%\VignetteIndexEntry{crlmmDownstream}
%\VignetteKeywords{copy number, genotype, SNP}
%\VignettePackage{VanillaICE}
\documentclass{article}
\usepackage{amsmath}
\usepackage{graphicx}
\usepackage[numbers]{natbib}
\usepackage{color}
\usepackage[margin=1in]{geometry}

\newcommand{\scscst}{\scriptscriptstyle}
\newcommand{\scst}{\scriptstyle}
\newcommand{\Rpackage}[1]{\textit{#1}}
\newcommand{\Rfunction}[1]{\texttt{#1}}
\newcommand{\Robject}[1]{\texttt{#1}}
\newcommand{\Rclass}[1]{\texttt{#1}}
\newcommand{\R}{\textsf{R}}
\newcommand{\hmmoptions}{\Robject{HmmOptions}}
\newcommand{\hmmparam}{\Robject{HmmParameter}}
\newcommand{\crlmm}{\Rpackage{crlmm}}
\newcommand{\oligo}{\Rpackage{oligo}}

\title{Integration with the crlmm package for copy number inference}
\author{Robert Scharpf}

\begin{document}

\maketitle

<<loadData>>=
library(oligoClasses)
library(VanillaICE)
library(crlmm)
library(SNPchip)
library(IRanges)
library(foreach)
@

We load a portion of chromosome 8 from 2 HapMap samples that were
processed using the \Rpackage{crlmm} package.


<<data>>=
data(cnSetExample, package="crlmm")
@

The data \Robject{cnSetExample} is an object of class \Rclass{CNSet}.
We coerce the \Rclass{CNSet} object to a \Rclass{SnpArrayExperiment}
that contains information on copy number (log R ratios) and B allele
frequencies.

<<parse_cnSet>>=
se <- as(cnSetExample, "SnpArrayExperiment")
@

\section*{Wave correction}

To correct for genomic waves that correlate with GC content [refs], we
use the \R{} package \Rpackage{ArrayTV} -- an approach adapted from
the wave correction methods proposed by Benjamini and Speed for next
generation sequencing platforms \cite{Benjamini2012}.  In the
following code-chunk, we select a subset of the samples in the study
to evaluate the genomic window for wave correction.  See the ArrayTV
vignette for details.  For large datasets, one could randomly select
20 or 25 samples to compute the window, and then use a pre-selected
window for wave correction on the remaining samples.

<<windowselection>>=
library(ArrayTV)
i <- seq_len(ncol(se))
increms <- c(10,1000,100e3)
wins <- c(100,10e3,1e6)
res <- gcCorrect(lrr(se),
                 increms=increms,
                 maxwins=wins,
                 returnOnlyTV=FALSE,
                 verbose=TRUE,
                 build="hg18",
                 chr=chromosome(se),
                 starts=start(se))
se2 <- se
assays(se2)[["cn"]] <- res$correctedVals
@
%
%Pre-compute the gc composition for a window of size 6500bp:
%
%<<gccontent,eval=FALSE>>=
%##gc.matrix <- computeGC(oligoList, c(10, 10e3), c(10,10e3))
%##gc.matrix <- computeGC(oligoList, c(10, 10e3), c(10,10e3))
%@
%
%We use the gc content for the two windows in \texttt{gc.matrix} to
%correct the log R ratios for all samples in the dataset.  If the assay
%data elements in the \texttt{oligoList} object were \texttt{ff}
%objects, NULL is returned and the log R ratios are updated on disk.
%If the assay data elements are matrices, a \Rclass{BafLrrSetList}
%object is returned with the correct log R ratios.
%
%<<gccorrect, eval=FALSE>>=
%oligoList2 <- gcCorrect(oligoList, increms=c(10,10e3), maxwins=c(10,10e3),
%			providedGC=gc.matrix)
%@
%
\section*{HMM}

To identify CNVs, we fit a 6-state hidden markov model from estimates
of the B allele frequency and log R ratios.
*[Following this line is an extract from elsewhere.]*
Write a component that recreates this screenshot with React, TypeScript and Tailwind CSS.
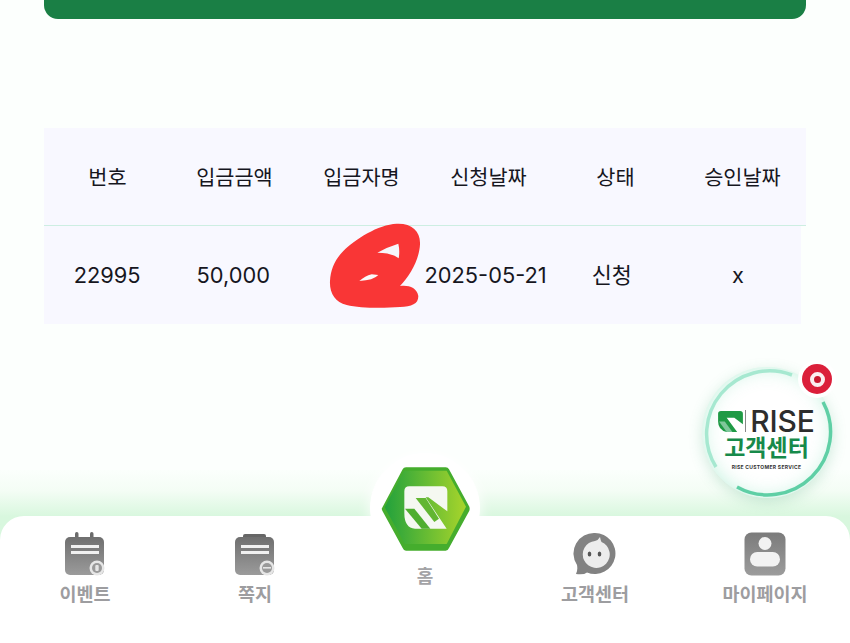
const HEADERS = ["번호", "입금금액", "입금자명", "신청날짜", "상태", "승인날짜"];
const CELLS = ["22995", "50,000", "", "2025-05-21", "신청", "x"];

function CalendarIcon() {
  return (
    <svg width="42" height="44" viewBox="0 0 42 44">
      <defs>
        <linearGradient id="cal" x1="0" y1="0" x2="0" y2="1">
          <stop offset="0" stopColor="#6f6f6f" />
          <stop offset="1" stopColor="#9b9b9b" />
        </linearGradient>
      </defs>
      <rect x="11" y="0" width="3.500" height="10" rx="1.700" fill="#6b6b6b" />
      <rect x="26" y="0" width="3.500" height="10" rx="1.700" fill="#6b6b6b" />
      <rect x="1" y="5" width="39" height="38" rx="5" fill="url(#cal)" />
      <rect x="7" y="13" width="28" height="3" fill="#f1f1f1" />
      <rect x="7" y="19" width="28" height="3" fill="#f1f1f1" />
      <circle cx="33" cy="36" r="7.500" fill="#e6e6e6" />
      <circle cx="33" cy="36" r="5" fill="#9a9a9a" />
      <rect x="31.300" y="33" width="3.400" height="6" rx="1" fill="#e6e6e6" />
    </svg>
  );
}

function NoteIcon() {
  return (
    <svg width="42" height="44" viewBox="0 0 42 44">
      <defs>
        <linearGradient id="note" x1="0" y1="0" x2="0" y2="1">
          <stop offset="0" stopColor="#6f6f6f" />
          <stop offset="1" stopColor="#9b9b9b" />
        </linearGradient>
      </defs>
      <rect x="9" y="2" width="23" height="6" rx="2" fill="#666" />
      <rect x="1" y="5" width="39" height="38" rx="5" fill="url(#note)" />
      <rect x="7" y="13" width="28" height="3" fill="#f1f1f1" />
      <rect x="7" y="19" width="28" height="3" fill="#f1f1f1" />
      <circle cx="33" cy="36" r="7.500" fill="#e6e6e6" />
      <circle cx="33" cy="36" r="5" fill="#9a9a9a" />
      <rect x="29" y="35" width="8" height="1.600" fill="#e6e6e6" />
    </svg>
  );
}

function ChatIcon() {
  return (
    <svg width="44" height="44" viewBox="0 0 44 44">
      <path d="M22 1a20.500 20.500 0 1 1-8 39.400q-3 2.600-11 1.600q2-4 1-9A20.500 20.500 0 0 1 22 1z" fill="#828282" />
      <path d="M22 9q3-.5 5-4q.5 3 1.500 5A13.500 13.500 0 1 1 22 9z" fill="#ececec" />
      <ellipse cx="16.500" cy="22" rx="1.800" ry="2.500" fill="#555" />
      <ellipse cx="26.500" cy="22" rx="1.800" ry="2.500" fill="#555" />
    </svg>
  );
}

function PersonIcon() {
  return (
    <svg width="42" height="44" viewBox="0 0 42 44">
      <defs>
        <linearGradient id="person" x1="0" y1="0" x2="0" y2="1">
          <stop offset="0" stopColor="#7b7b7b" />
          <stop offset="1" stopColor="#9c9c9c" />
        </linearGradient>
      </defs>
      <rect x="0.500" y="0.500" width="41" height="43" rx="7" fill="url(#person)" />
      <circle cx="21" cy="11.500" r="6.500" fill="#f2f2f2" />
      <rect x="6" y="20" width="30" height="14.500" rx="7.200" fill="#f2f2f2" />
    </svg>
  );
}

function HomeLogo() {
  return (
    <svg width="130" height="150" viewBox="0 0 390 450" className="block">
      <defs>
        <linearGradient id="hex" x1="0" y1="0" x2="1" y2="0">
          <stop offset="0" stopColor="#22a13c" />
          <stop offset="1" stopColor="#a8d52b" />
        </linearGradient>
      </defs>
      <path
        d="M65 176 L128 58 Q131 52 138 52 H257 Q264 52 267 58 L328 170 Q330 176 328 182 L267 294 Q264 302 257 302 H138 Q131 302 128 294 L67 182 Z"
        fill="#45ad2d"
      />
      <path d="M74 172 L133 62 H260 L318 170 L260 282 H135 Z" fill="url(#hex)" />
      <g transform="translate(105 84)">
        <path
          d="M28 40 Q28 25 43 25 H142 Q157 25 157 40 V100 L100 58 H92 L155 152 H60 Q28 150 28 105 Z"
          fill="#f5f8f1"
        />
        <path d="M62 60 H92 L132 122 L118 132 Z" fill="#62b632" />
        <path d="M30 92 H58 L106 152 H80 Z" fill="#4fae2f" />
      </g>
    </svg>
  );
}

function NavItem({ label, icon }: { label: string; icon: React.ReactNode }) {
  return (
    <div className="flex flex-col items-center pt-[15px]">
      <div className="flex h-[46px] items-center">{icon}</div>
      <span className="mt-[4px] text-[18.500px] leading-[26px] font-bold text-[#9d9da0]">{label}</span>
    </div>
  );
}

export default function App() {
  return (
    <div
      className="relative flex h-[643px] w-[850px] flex-col overflow-hidden bg-[#fcfffd] text-[#16161e]"
      style={{ fontFamily: 'Inter, "Noto Sans CJK KR", sans-serif' }}
    >
      <div className="mx-[44px] h-[19px] rounded-b-[14px] bg-[#1a7f45]" />

      <div className="mt-[109px] ml-[44px]">
        <div className="grid h-[98px] w-[762px] grid-cols-6 items-center border-b border-[#cdeee2] bg-[#f8f8ff] pt-[2px] text-center text-[20.800px]">
          {HEADERS.map((h) => (
            <div key={h}>{h}</div>
          ))}
        </div>
        <div className="grid h-[98px] w-[757px] grid-cols-6 items-center bg-[#f8f8ff] text-center text-[21.800px]">
          {CELLS.map((c, i) => (
            <div key={i} className="relative">
              {c}
              {i === 2 && (
                <svg
                  width="140"
                  height="120"
                  viewBox="0 0 420 360"
                  className="absolute top-[-74px] left-[4px]"
                >
                  <path
                    d="M290 68 C335 66 362 90 360 130 C358 175 330 225 300 255 C325 252 350 258 355 285 C355 310 335 316 300 318 C250 322 180 322 140 312 C105 305 88 275 90 240 C92 205 105 175 130 150 C165 115 235 70 290 68 Z"
                    fill="#f93636"
                  />
                  <path d="M232 155 Q262 138 295 128 Q300 150 296 172 Q275 155 232 155 Z" fill="#f6f6fb" />
                  <path d="M178 240 Q195 225 215 220 L235 222 Q220 238 178 240 Z" fill="#fafafa" />
                </svg>
              )}
            </div>
          ))}
        </div>
      </div>

      <div className="flex-1" />

      <div className="relative h-[173px] bg-linear-to-b from-[#fbfffc] via-[#f4fdf5] via-[12%] to-[#d8f7de] to-[27%] pt-[46px]">
        <nav className="grid h-[127px] grid-cols-5 rounded-t-[24px] bg-white">
          <NavItem label="이벤트" icon={<CalendarIcon />} />
          <NavItem label="쪽지" icon={<NoteIcon />} />
          <div />
          <NavItem label="고객센터" icon={<ChatIcon />} />
          <NavItem label="마이페이지" icon={<PersonIcon />} />
        </nav>

        <div className="absolute top-[-20px] left-[360px] h-[150px] w-[130px]">
          <div className="absolute top-[3px] left-[10px] h-[110px] w-[110px] rounded-full bg-white shadow-[0_0_14px_rgba(255,255,255,0.9)]" />
          <div className="absolute top-0 left-0">
            <HomeLogo />
          </div>
          <div className="absolute top-[114px] left-0 w-full text-center text-[18px] leading-[26px] font-bold text-[#a3a3a6]">
            홈
          </div>
        </div>
      </div>

      <div className="absolute top-[367px] left-[702px] h-[131px] w-[131px]">
        <div className="absolute inset-0 rounded-full bg-white shadow-[0_4px_14px_rgba(60,160,110,0.22),inset_0_0_20px_rgba(120,225,180,0.45)]" />
        <svg width="131" height="131" viewBox="0 0 131 131" className="absolute inset-0">
          <path d="M14 100 A63 63 0 0 1 90 8" fill="none" stroke="#a6e8d0" strokeWidth="3.500" />
          <path d="M121 35 A63 63 0 0 1 35 120" fill="none" stroke="#5fcfa5" strokeWidth="3.500" />
        </svg>
        <div className="absolute top-[41px] left-[-1px] flex w-full flex-col items-center">
          <div className="flex h-[26px] items-center">
            <svg width="25" height="21" viewBox="0 0 26 22" className="mr-[2px]">
              <path d="M3 0 H23 Q26 0 26 3 V14 L17 7 H9 L20 22 H9 Q0 20 0 11 V3 Q0 0 3 0Z" fill="#1f9a45" />
              <path d="M1 11 H7 L15 22 H9 Z" fill="#7fc79b" />
            </svg>
            <div className="mr-[4px] h-[22px] w-[1px] bg-[#888]" />
            <span className="text-[30px] leading-[26px] font-medium tracking-[-0.200px] text-[#2d2d2d]">RISE</span>
          </div>
          <span className="mt-[1px] text-[23px] leading-[26px] font-semibold text-[#178a4a]">고객센터</span>
          <span className="mt-[3px] text-[5px] leading-[6px] font-bold tracking-[0.300px] text-[#333]">RISE CUSTOMER SERVICE</span>
        </div>
        <div className="absolute top-[-7px] left-[96px] flex h-[38px] w-[38px] items-center justify-center rounded-full bg-white">
          <div className="flex h-[30px] w-[30px] items-center justify-center rounded-full bg-[#db1f3a]">
            <div className="h-[15px] w-[15px] rounded-full border-[4px] border-[#fbeef0] bg-[#c8182f]" />
          </div>
        </div>
      </div>
    </div>
  );
}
A \Rfunction{hmm} method
is defined for the \Rclass{BafLrrSetList} class, and we apply the
method directly with a few parameters that change the arguments from
their default values.  For example, the \texttt{TAUP} parameter scales
the transition probability matrix.  Larger values of \texttt{TAUP}
makes it more expensive to transition from the normal copy number
state to states with altered copy number.

<<hmm>>=
res <- hmm2(se2)
@


The object \Robject{res} can be filtered and putative CNVs can be
visually inspected with the low-level summaries. Further details on
such post-hoc analyses are provided in the section
'Inspecting,Filtering, and plotting HMM results' in the
\texttt{VanillaICE} vignette.

\section*{Session Information}

The version number of R and packages loaded for generating the vignette
were:

<<echo=FALSE, results=tex>>=
toLatex(sessionInfo())
@

\bibliography{ice}{}
\bibliographystyle{plain}

\end{document}